Vibrio cyclitrophicus

Scientific classification
- Domain: Bacteria
- Kingdom: Pseudomonadati
- Phylum: Pseudomonadota
- Class: Gammaproteobacteria
- Order: Vibrionales
- Family: Vibrionaceae
- Genus: Vibrio
- Species: V. cyclitrophicus
- Binomial name: Vibrio cyclitrophicus Hedlund & Staley, 2001

= Vibrio cyclitrophicus =

- Genus: Vibrio
- Species: cyclitrophicus
- Authority: Hedlund & Staley, 2001

Species of bacterium

Vibrio cyclitrophicus (previously known as Vibrio cyclotrophicus ) is a polycyclic aromatic hydrocarbon (PAH)-degrading marine bacterium.
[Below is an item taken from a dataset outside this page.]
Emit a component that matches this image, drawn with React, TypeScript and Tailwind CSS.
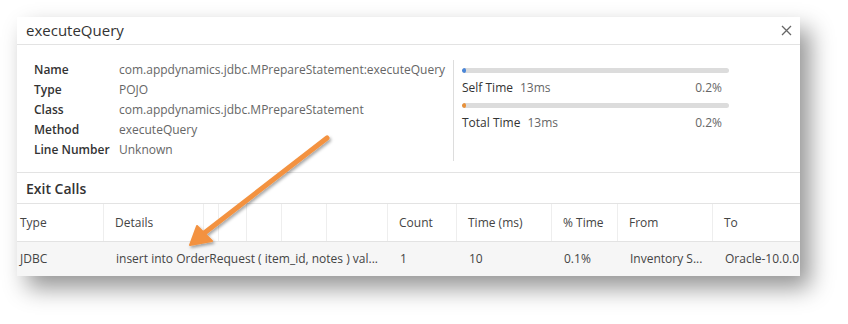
const font = { fontFamily: '"Open Sans", "Liberation Sans", sans-serif' };

const info = [
  ["Name", "com.appdynamics.jdbc.MPrepareStatement:executeQuery"],
  ["Type", "POJO"],
  ["Class", "com.appdynamics.jdbc.MPrepareStatement"],
  ["Method", "executeQuery"],
  ["Line Number", "Unknown"],
];

// header cells: label + width in px
const cols: [string, number][] = [
  ["Type", 87],
  ["Details", 100],
  ["", 15],
  ["", 28],
  ["", 35],
  ["", 45],
  ["", 61],
  ["Count", 69],
  ["Time (ms)", 95],
  ["% Time", 66],
  ["From", 95],
  ["To", 87],
];

function TimeBar({ label, value, pct, color }: { label: string; value: string; pct: string; color: string }) {
  return (
    <div className="w-[267px]">
      <div className="h-[5px] w-full rounded-full bg-[#dcdcdc] overflow-hidden">
        <div className={`h-full w-[4px] rounded-full ${color}`} />
      </div>
      <div className="flex items-center justify-between pr-[7px] h-[30px] text-[12px]">
        <span>
          <span className="text-[#333]">{label}</span>
          <span className="text-[#666] ml-[7px]">{value}</span>
        </span>
        <span className="text-[#666]">{pct}</span>
      </div>
    </div>
  );
}

export default function App() {
  return (
    <div className="relative w-[848px] h-[324px] bg-white pl-[17px] pt-[17px]" style={font}>
      <div className="w-[783px] h-[259px] bg-white overflow-hidden shadow-[10px_12px_22px_rgba(0,0,0,0.42)] flex flex-col">
        {/* Title bar */}
        <div className="h-[28px] shrink-0 border-b border-[#e3e3e3] flex items-center justify-between pl-[9px] pr-[8px]">
          <span className="text-[15px] text-[#333]">executeQuery</span>
          <svg width="11" height="11" viewBox="0 0 11 11" className="text-[#666]">
            <path d="M1 1l9 9M10 1l-9 9" stroke="currentColor" strokeWidth="1.3" />
          </svg>
        </div>

        {/* Info */}
        <div className="h-[128px] shrink-0 border-b border-[#e3e3e3] flex pt-[15px]">
          <div className="w-[437px] shrink-0 pl-[17px] border-r border-[#dddddd] h-[101px]">
            {info.map(([k, v]) => (
              <div key={k} className="flex h-[20px] items-center text-[12px] whitespace-nowrap">
                <span className="w-[85px] shrink-0 font-semibold text-[#333]">{k}</span>
                <span className="text-[#666]">{v}</span>
              </div>
            ))}
          </div>
          <div className="pl-[8px] pt-[8px]">
            <TimeBar label="Self Time" value="13ms" pct="0.2%" color="bg-[#4a86d8]" />
            <TimeBar label="Total Time" value="13ms" pct="0.2%" color="bg-[#e8913a]" />
          </div>
        </div>

        {/* Exit calls */}
        <div className="h-[31px] shrink-0 border-b border-[#e3e3e3] flex items-center pl-[9px]">
          <span className="text-[14px] font-semibold text-[#333]">Exit Calls</span>
        </div>
        <div className="h-[38px] shrink-0 border-b border-[#e3e3e3] flex">
          {cols.map(([c, w], i) => (
            <div
              key={i}
              style={{ width: w }}
              className={`shrink-0 h-full flex items-center text-[12px] text-[#444] whitespace-nowrap ${i < cols.length - 1 ? "border-r border-[#eeeeee]" : ""} ${i > 0 ? "pl-[11px]" : "pl-[3px]"}`}
            >
              {c}
            </div>
          ))}
        </div>
        <div className="flex-1 bg-[#f6f6f6] flex items-center text-[12px] text-[#444] whitespace-nowrap">
          <span className="w-[87px] shrink-0 pl-[3px]">JDBC</span>
          <span className="w-[284px] shrink-0 pl-[12px]">insert into OrderRequest ( item_id, notes ) val...</span>
          <span className="w-[69px] shrink-0 pl-[12px]">1</span>
          <span className="w-[95px] shrink-0 pl-[12px]">10</span>
          <span className="w-[66px] shrink-0 pl-[12px]">0.1%</span>
          <span className="w-[95px] shrink-0 pl-[12px]">Inventory S...</span>
          <span className="shrink-0 pl-[12px]">Oracle-10.0.0</span>
        </div>
      </div>

      {/* annotation arrow */}
      <svg className="absolute left-0 top-0 pointer-events-none" width="848" height="324">
        <defs>
          <filter id="sh" x="-20%" y="-20%" width="140%" height="140%">
            <feDropShadow dx="1.5" dy="2" stdDeviation="1.5" floodColor="#000" floodOpacity="0.35" />
          </filter>
        </defs>
        <g filter="url(#sh)" fill="#f39240" stroke="#f39240">
          <line x1="327" y1="138" x2="203" y2="234" strokeWidth="5" strokeLinecap="round" />
          <polygon points="190,245 197,226 212,241" strokeWidth="2" strokeLinejoin="round" />
        </g>
      </svg>
    </div>
  );
}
The type strain is P-2P44^{T} (=ATCC 700982^{T}=PICC 106644^{T}).

==Description==

Its cells are rod-shaped, some cells being curved. A high percentage of cells are motile during exponential growth, and a few cells are motile during stationary phase. Cells possess either one or two polar or subpolar flagella. Exponential-phase cells measured 0.6-5.0 μm. Some cells form involution bodies during the stationary phase.